▶ **RAW RECORDS**
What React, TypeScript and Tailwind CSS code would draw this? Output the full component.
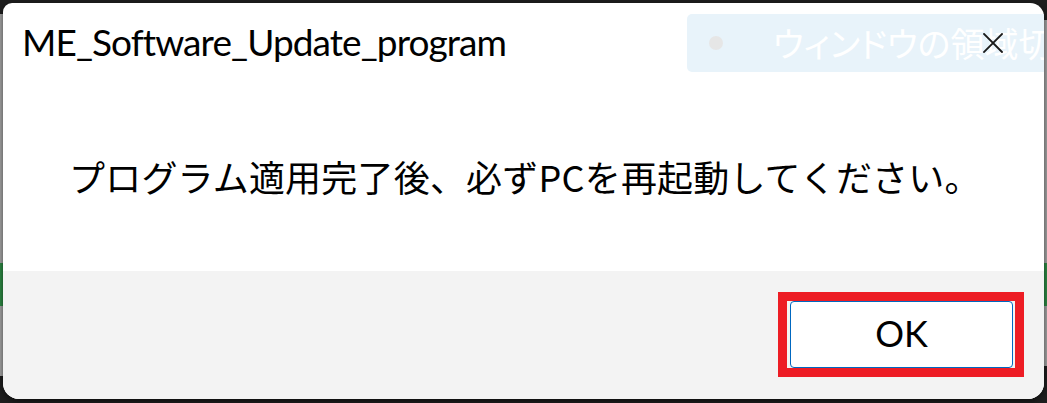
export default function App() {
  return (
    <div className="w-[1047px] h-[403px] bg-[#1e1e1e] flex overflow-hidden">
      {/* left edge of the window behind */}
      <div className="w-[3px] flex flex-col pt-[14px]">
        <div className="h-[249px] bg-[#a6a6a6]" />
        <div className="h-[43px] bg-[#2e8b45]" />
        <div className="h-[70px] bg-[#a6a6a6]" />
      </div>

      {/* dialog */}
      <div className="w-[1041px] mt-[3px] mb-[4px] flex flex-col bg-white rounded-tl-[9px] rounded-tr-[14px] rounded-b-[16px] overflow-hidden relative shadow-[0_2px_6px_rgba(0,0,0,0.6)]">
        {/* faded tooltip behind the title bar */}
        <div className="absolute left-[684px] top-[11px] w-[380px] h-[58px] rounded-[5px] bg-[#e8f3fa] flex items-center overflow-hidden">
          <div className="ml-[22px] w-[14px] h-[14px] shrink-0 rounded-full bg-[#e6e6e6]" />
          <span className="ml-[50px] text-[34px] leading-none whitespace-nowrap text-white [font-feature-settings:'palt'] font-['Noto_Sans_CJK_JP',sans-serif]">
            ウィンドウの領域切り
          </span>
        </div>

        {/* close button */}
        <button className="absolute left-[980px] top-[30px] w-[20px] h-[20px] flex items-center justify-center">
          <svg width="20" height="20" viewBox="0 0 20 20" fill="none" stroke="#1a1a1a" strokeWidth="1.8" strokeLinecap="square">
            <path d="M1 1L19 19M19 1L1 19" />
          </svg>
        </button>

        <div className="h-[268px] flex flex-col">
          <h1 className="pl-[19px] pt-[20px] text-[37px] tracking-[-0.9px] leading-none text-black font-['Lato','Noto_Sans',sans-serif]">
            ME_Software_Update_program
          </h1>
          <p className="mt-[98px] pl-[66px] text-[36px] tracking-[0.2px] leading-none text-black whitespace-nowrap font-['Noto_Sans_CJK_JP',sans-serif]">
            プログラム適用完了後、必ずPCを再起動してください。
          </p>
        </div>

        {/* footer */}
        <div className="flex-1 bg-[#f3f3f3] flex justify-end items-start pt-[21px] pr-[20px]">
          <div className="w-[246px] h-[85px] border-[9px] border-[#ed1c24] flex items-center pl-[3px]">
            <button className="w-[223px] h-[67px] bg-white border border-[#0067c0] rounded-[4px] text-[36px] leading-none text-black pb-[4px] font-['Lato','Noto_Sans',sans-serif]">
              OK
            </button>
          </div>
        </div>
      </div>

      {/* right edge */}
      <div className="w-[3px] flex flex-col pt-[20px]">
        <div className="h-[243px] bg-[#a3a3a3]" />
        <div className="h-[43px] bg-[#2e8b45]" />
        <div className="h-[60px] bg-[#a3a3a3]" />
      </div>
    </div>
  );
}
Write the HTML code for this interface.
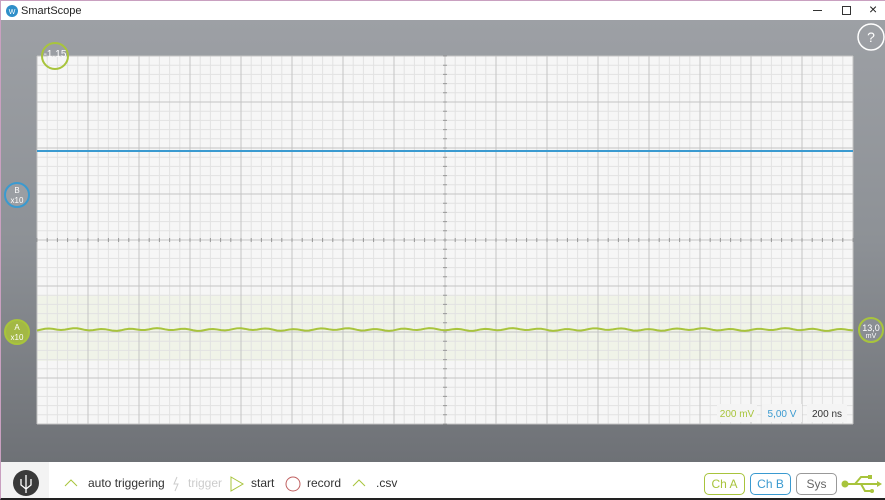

▶ **WHAT IS BEING ASKED**
Repeat every record precisely. Any picture among them stays out of the copy.

▶ **RESPONSE TO THE EXERCISE**
What React, TypeScript and Tailwind CSS code would draw this? Output the full component.
export default function App() {
  return (
    <div className="w-[1047px] h-[403px] bg-[#1e1e1e] flex overflow-hidden">
      {/* left edge of the window behind */}
      <div className="w-[3px] flex flex-col pt-[14px]">
        <div className="h-[249px] bg-[#a6a6a6]" />
        <div className="h-[43px] bg-[#2e8b45]" />
        <div className="h-[70px] bg-[#a6a6a6]" />
      </div>

      {/* dialog */}
      <div className="w-[1041px] mt-[3px] mb-[4px] flex flex-col bg-white rounded-tl-[9px] rounded-tr-[14px] rounded-b-[16px] overflow-hidden relative shadow-[0_2px_6px_rgba(0,0,0,0.6)]">
        {/* faded tooltip behind the title bar */}
        <div className="absolute left-[684px] top-[11px] w-[380px] h-[58px] rounded-[5px] bg-[#e8f3fa] flex items-center overflow-hidden">
          <div className="ml-[22px] w-[14px] h-[14px] shrink-0 rounded-full bg-[#e6e6e6]" />
          <span className="ml-[50px] text-[34px] leading-none whitespace-nowrap text-white [font-feature-settings:'palt'] font-['Noto_Sans_CJK_JP',sans-serif]">
            ウィンドウの領域切り
          </span>
        </div>

        {/* close button */}
        <button className="absolute left-[980px] top-[30px] w-[20px] h-[20px] flex items-center justify-center">
          <svg width="20" height="20" viewBox="0 0 20 20" fill="none" stroke="#1a1a1a" strokeWidth="1.8" strokeLinecap="square">
            <path d="M1 1L19 19M19 1L1 19" />
          </svg>
        </button>

        <div className="h-[268px] flex flex-col">
          <h1 className="pl-[19px] pt-[20px] text-[37px] tracking-[-0.9px] leading-none text-black font-['Lato','Noto_Sans',sans-serif]">
            ME_Software_Update_program
          </h1>
          <p className="mt-[98px] pl-[66px] text-[36px] tracking-[0.2px] leading-none text-black whitespace-nowrap font-['Noto_Sans_CJK_JP',sans-serif]">
            プログラム適用完了後、必ずPCを再起動してください。
          </p>
        </div>

        {/* footer */}
        <div className="flex-1 bg-[#f3f3f3] flex justify-end items-start pt-[21px] pr-[20px]">
          <div className="w-[246px] h-[85px] border-[9px] border-[#ed1c24] flex items-center pl-[3px]">
            <button className="w-[223px] h-[67px] bg-white border border-[#0067c0] rounded-[4px] text-[36px] leading-none text-black pb-[4px] font-['Lato','Noto_Sans',sans-serif]">
              OK
            </button>
          </div>
        </div>
      </div>

      {/* right edge */}
      <div className="w-[3px] flex flex-col pt-[20px]">
        <div className="h-[243px] bg-[#a3a3a3]" />
        <div className="h-[43px] bg-[#2e8b45]" />
        <div className="h-[60px] bg-[#a3a3a3]" />
      </div>
    </div>
  );
}
Write the HTML code for this interface.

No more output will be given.